Tools within a workflow needs to be able to run in parallel whereever applicable.

 

For example: Extracting 10 million rows from one source, 12 million rows from a different source to perform blending.

currently the order of execution is the order in which tools are dragged into the canvas. Hence Source1 first, Source2 second and then the JOIN.

 

Here Source1 & Source2 are completely independent, hence can be run in parallel.
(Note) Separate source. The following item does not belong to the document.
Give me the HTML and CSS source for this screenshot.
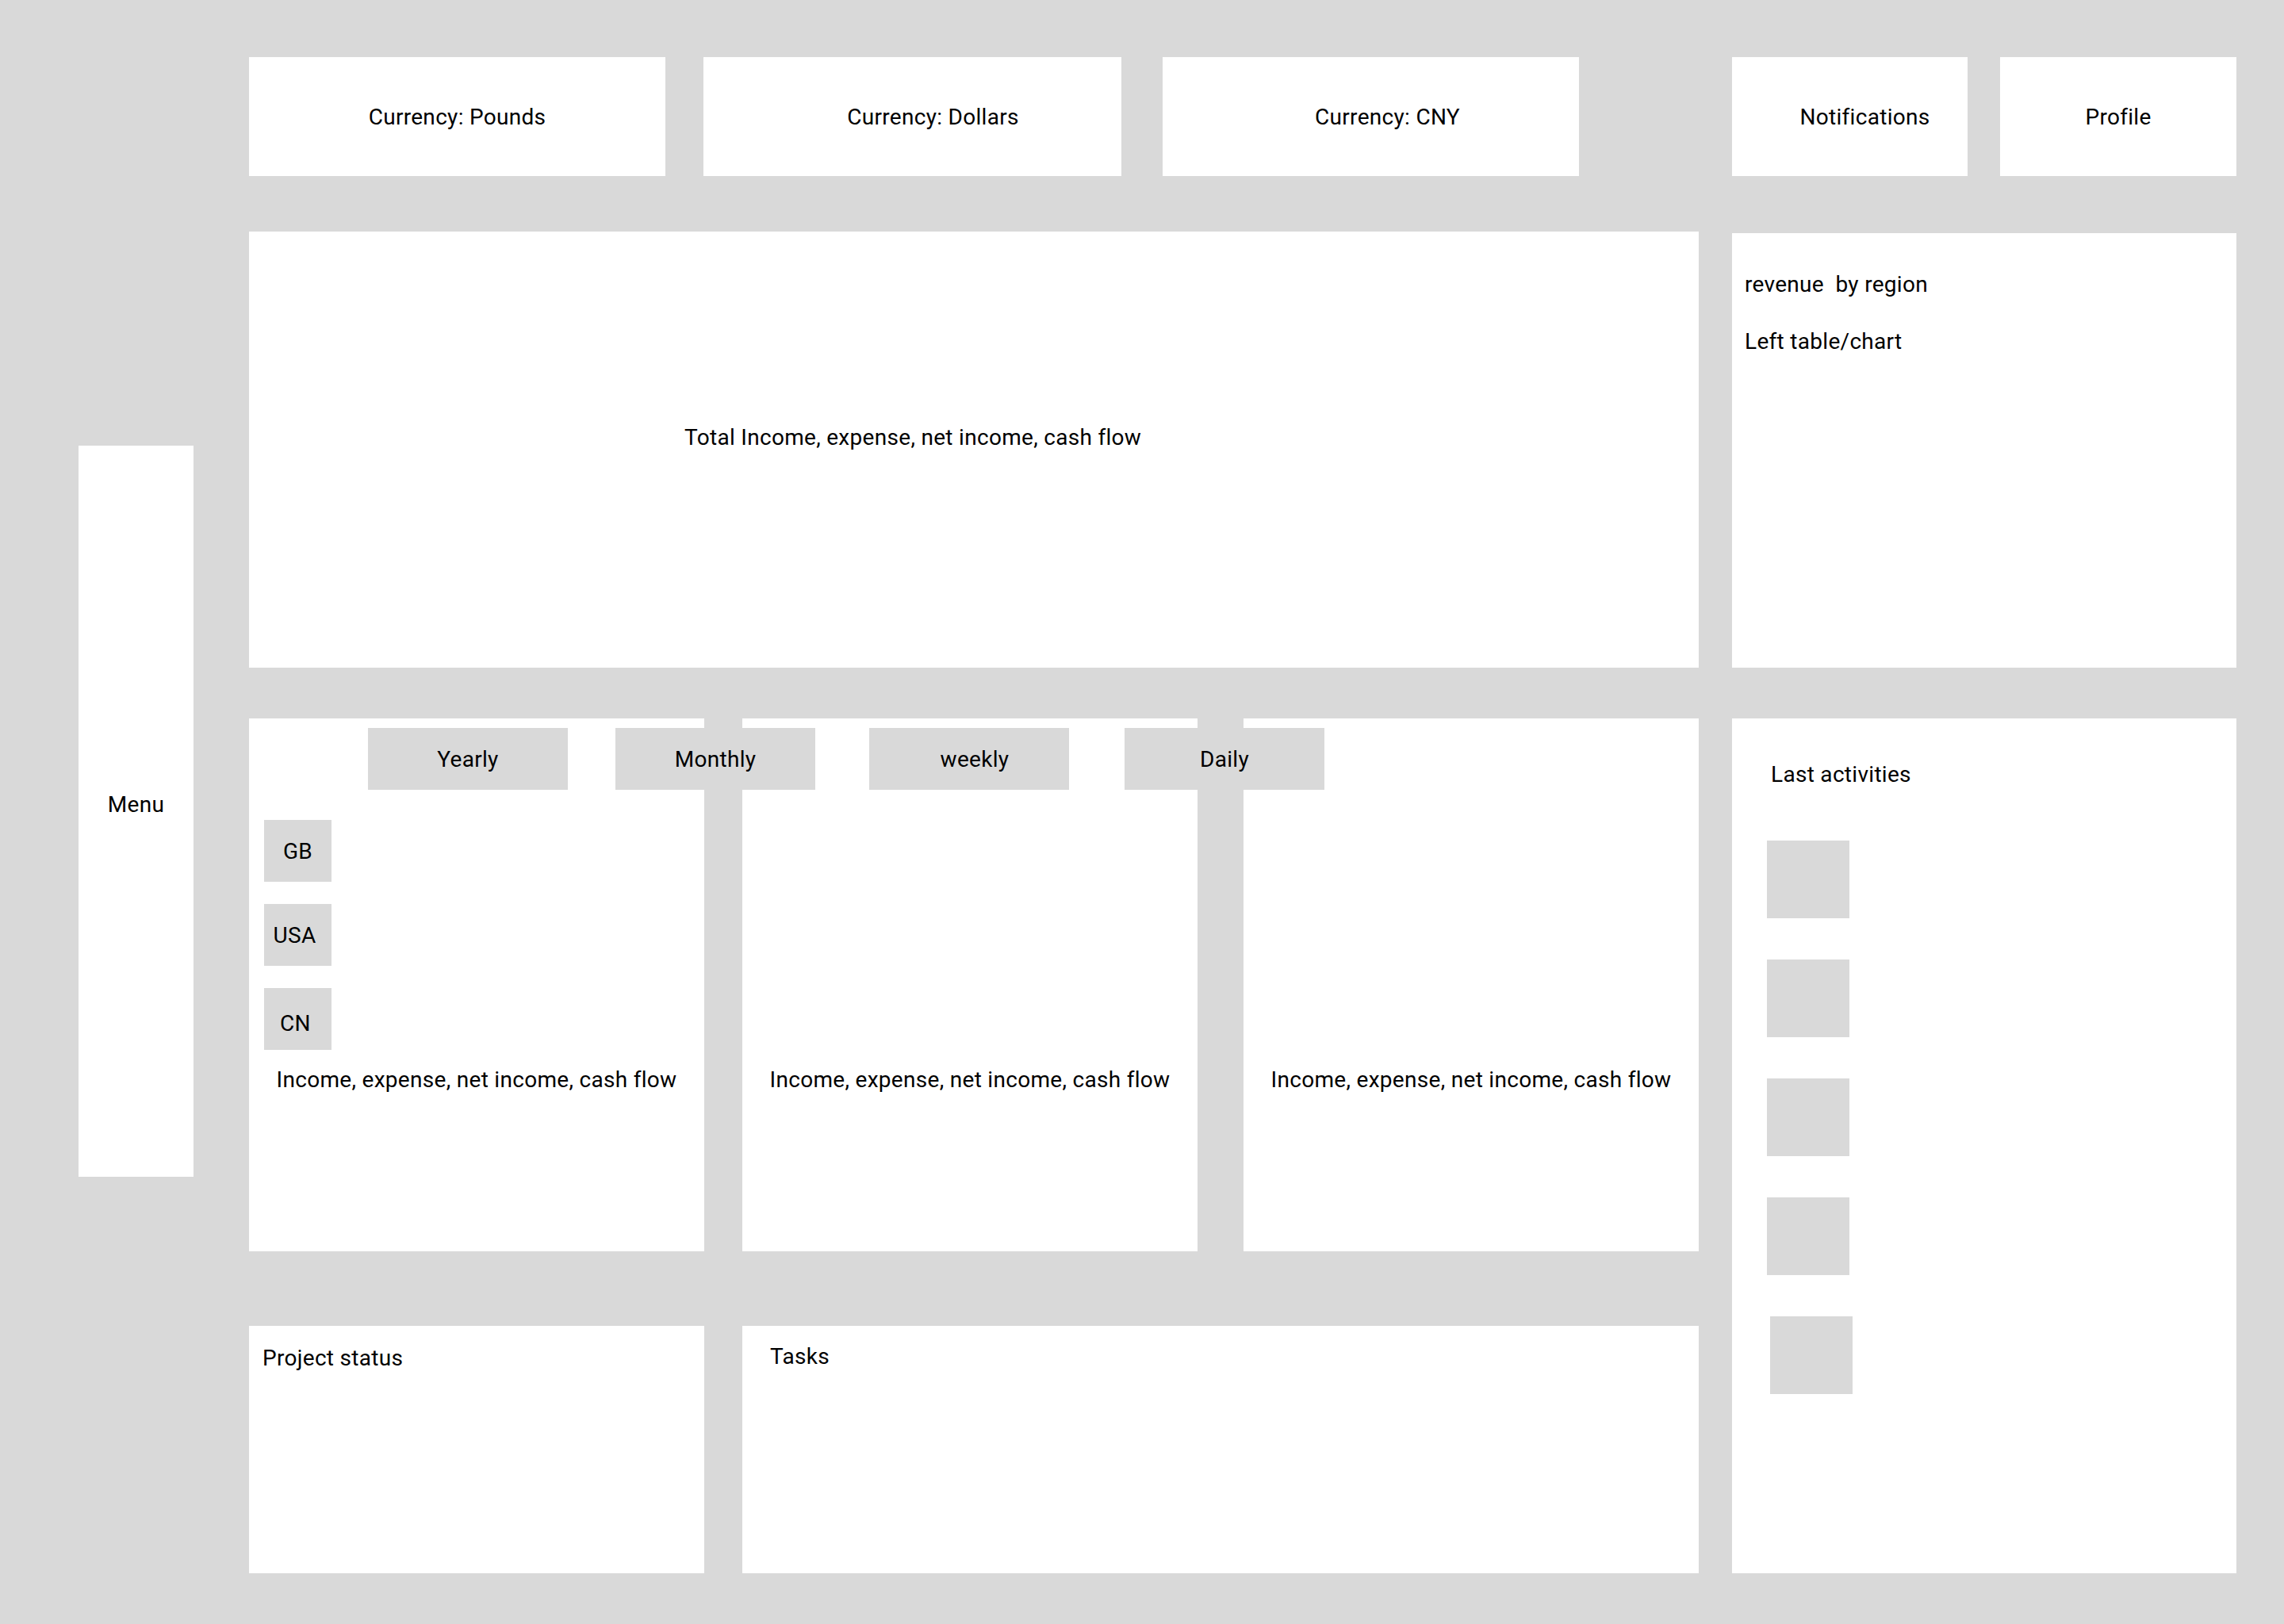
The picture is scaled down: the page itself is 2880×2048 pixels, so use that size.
FILE: index.html
```html
<!DOCTYPE html>
<html lang="en">
<head>
<meta charset="utf-8">
<title>Dashboard wireframe</title>
<link rel="stylesheet" href="styles.css">
</head>
<body>
<div class="page">
  <nav class="box menu">Menu</nav>

  <header class="currencies">
    <div class="box cur cur-pounds">Currency: Pounds</div>
    <div class="box cur cur-dollars">Currency: Dollars</div>
    <div class="box cur cur-cny">Currency: CNY</div>
  </header>

  <div class="user">
    <div class="box user-btn notif">Notifications</div>
    <div class="box user-btn profile">Profile</div>
  </div>

  <section class="box total">
    <p class="total-text">Total Income, expense, net income, cash flow</p>
  </section>

  <section class="box revenue">
    <p class="rev-title">revenue&nbsp; by region</p>
    <p class="rev-sub">Left table/chart</p>
  </section>

  <section class="periods">
    <div class="box card card-1">
      <div class="regions">
        <div class="region">GB</div>
        <div class="region region-usa">USA</div>
        <div class="region region-cn">CN</div>
      </div>
      <p class="card-text">Income, expense, net income, cash flow</p>
    </div>
    <div class="box card card-2">
      <p class="card-text">Income, expense, net income, cash flow</p>
    </div>
    <div class="box card card-3">
      <p class="card-text">Income, expense, net income, cash flow</p>
    </div>
    <div class="tabs">
      <div class="tab">Yearly</div>
      <div class="tab tab-monthly">Monthly</div>
      <div class="tab tab-weekly">weekly</div>
      <div class="tab tab-daily">Daily</div>
    </div>
  </section>

  <section class="box activities">
    <p class="act-title">Last activities</p>
    <ul class="act-list">
      <li class="act-item"></li>
      <li class="act-item"></li>
      <li class="act-item"></li>
      <li class="act-item"></li>
      <li class="act-item act-item-last"></li>
    </ul>
  </section>

  <section class="bottom">
    <div class="box project">Project status</div>
    <div class="box tasks">Tasks</div>
  </section>
</div>
</body>
</html>
```

FILE: styles.css
```css
html, body {
  margin: 0;
  padding: 0;
  background: #d9d9d9;
}

body {
  width: 2880px;
  height: 2048px;
  overflow: hidden;
  font-family: Roboto, "Liberation Sans", Arial, sans-serif;
  font-size: 28px;
  font-weight: 400;
  letter-spacing: 0.3px;
  line-height: 33px;
  color: #000;
}

p {
  margin: 0;
}

.page {
  box-sizing: border-box;
  padding: 72px 0 0 99px;
  display: grid;
  grid-template-columns: 145px 70px 1828px 42px 636px;
  grid-template-rows: 150px 70px 550px 64px 672px 94px 312px;
}

.box {
  background: #fff;
  box-sizing: border-box;
}

/* Sidebar menu */
.menu {
  grid-column: 1;
  grid-row: 1 / 8;
  align-self: start;
  margin-top: 490px;
  height: 922px;
  display: flex;
  align-items: center;
  justify-content: center;
  padding-bottom: 18px;
}

/* Top currency boxes */
.currencies {
  grid-column: 3;
  grid-row: 1;
  display: flex;
}

.cur {
  height: 150px;
  display: flex;
  align-items: center;
  justify-content: center;
}

.cur-pounds {
  width: 525px;
}

.cur-dollars {
  width: 527px;
  margin-left: 48px;
  padding-left: 52px;
}

.cur-cny {
  width: 525px;
  margin-left: 52px;
  padding-left: 42px;
}

/* Notifications / profile */
.user {
  grid-column: 5;
  grid-row: 1;
  display: flex;
}

.user-btn {
  height: 150px;
  display: flex;
  align-items: center;
  justify-content: center;
}

.notif {
  width: 297px;
  padding-left: 38px;
}

.profile {
  width: 298px;
  margin-left: 41px;
}

/* Total panel */
.total {
  grid-column: 3;
  grid-row: 3;
  padding: 243px 0 0 549px;
}

/* Revenue panel */
.revenue {
  grid-column: 5;
  grid-row: 3;
  margin-top: 2px;
  padding: 48px 16px 0 16px;
}

.rev-sub {
  margin-top: 39px;
}

/* Period cards */
.periods {
  grid-column: 3;
  grid-row: 5;
  position: relative;
  display: flex;
}

.card {
  width: 574px;
  height: 672px;
  padding-top: 439px;
}

.card-1 {
  padding-top: 128px;
}

.card-2 {
  margin-left: 48px;
}

.card-3 {
  margin-left: 58px;
}

.card-text {
  text-align: center;
}

.regions {
  display: flex;
  flex-direction: column;
  gap: 28px;
  padding-left: 19px;
  margin-bottom: 21px;
}

.region {
  width: 85px;
  height: 78px;
  background: #d9d9d9;
  display: flex;
  align-items: center;
  justify-content: center;
  box-sizing: border-box;
}

.region-usa {
  padding-right: 8px;
}

.region-cn {
  padding-right: 6px;
  padding-top: 10px;
}

.tabs {
  position: absolute;
  top: 12px;
  left: 150px;
  display: flex;
}

.tab {
  width: 252px;
  height: 78px;
  background: #d9d9d9;
  display: flex;
  align-items: center;
  justify-content: center;
  box-sizing: border-box;
}

.tab-monthly {
  margin-left: 60px;
}

.tab-weekly {
  margin-left: 68px;
  padding-left: 14px;
}

.tab-daily {
  margin-left: 70px;
}

/* Last activities */
.activities {
  grid-column: 5;
  grid-row: 5 / 8;
  padding: 54px 0 0 44px;
}

.act-title {
  margin-left: 5px;
}

.act-list {
  list-style: none;
  margin: 67px 0 0 0;
  padding: 0;
  display: flex;
  flex-direction: column;
  gap: 52px;
}

.act-item {
  width: 104px;
  height: 98px;
  background: #d9d9d9;
}

.act-item-last {
  margin-left: 4px;
}

/* Bottom row */
.bottom {
  grid-column: 3;
  grid-row: 7;
  display: flex;
}

.project {
  width: 574px;
  padding: 24px 17px;
}

.tasks {
  flex: 1;
  margin-left: 48px;
  padding: 22px 35px;
}
```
Thus saving the workflow execution time.

 

Execution time is quite crucial when you have tight data loading window.

 

Hopefully alteryx considers this in the next release!

73 Comments
fharper
12 - Quasar

Unfortunately I don't know if they are looking at this seriously.  I raised it in the forum and in direct conversation with some Alteryx Reps and in one of the Tampa UG meetings.  I think it caught some interest but have not received any feedback.  The post says it is "Under Review" but that could mean almost anything.

 

Maybe they will see this exchange and provide us a status.  One thing I know is they consider popularity as a factor in prioritization.  So if you talk this up with other users and they add their interest on this post it will get more visibility and possibly gain in priority. 

 

If you find other posts out there of the same basic nature post to them as well and mention this post in them.

BenG
Alteryx Alumni (Retired)
Status changed to: Under Review

Hi Everyone,

 

Thanks for the great discussion on this topic!

 

There are two different topics being covered here that are very important to us.  First is the idea of bringing in multiple data sources in parallel.  This is something that is becoming more important as data sources grow and many data sources are cloud based or remote.  Often reading from files on disk can not be made any faster by reading multiple files at once, but it is something that is becoming more feasible as more environments move to SSDs.

 

The second topic is that of running a workflow in parallel.  We are conducting some research on this topic to see what is feasible.  One interesting question that has come up as part of this is whether record order is important when the data is not being specifically sorted.  If I pull records from a DB, then filter, then write to a file, am I expecting the records written to be in a certain order?  What if those records come out in a different order every time the workflow runs?  We will make decisions on these topics, but would be good to get an idea from the community how important these things are.  Also, there are some tools that have an inherit sort, such as the sample tool when using the Group By option.  In this scenario, we might have to add a new setting for the "sequencing" field so that we combine records correctly for the sample.  Does this make sense?  Are there other ways you would describe that kind of setting?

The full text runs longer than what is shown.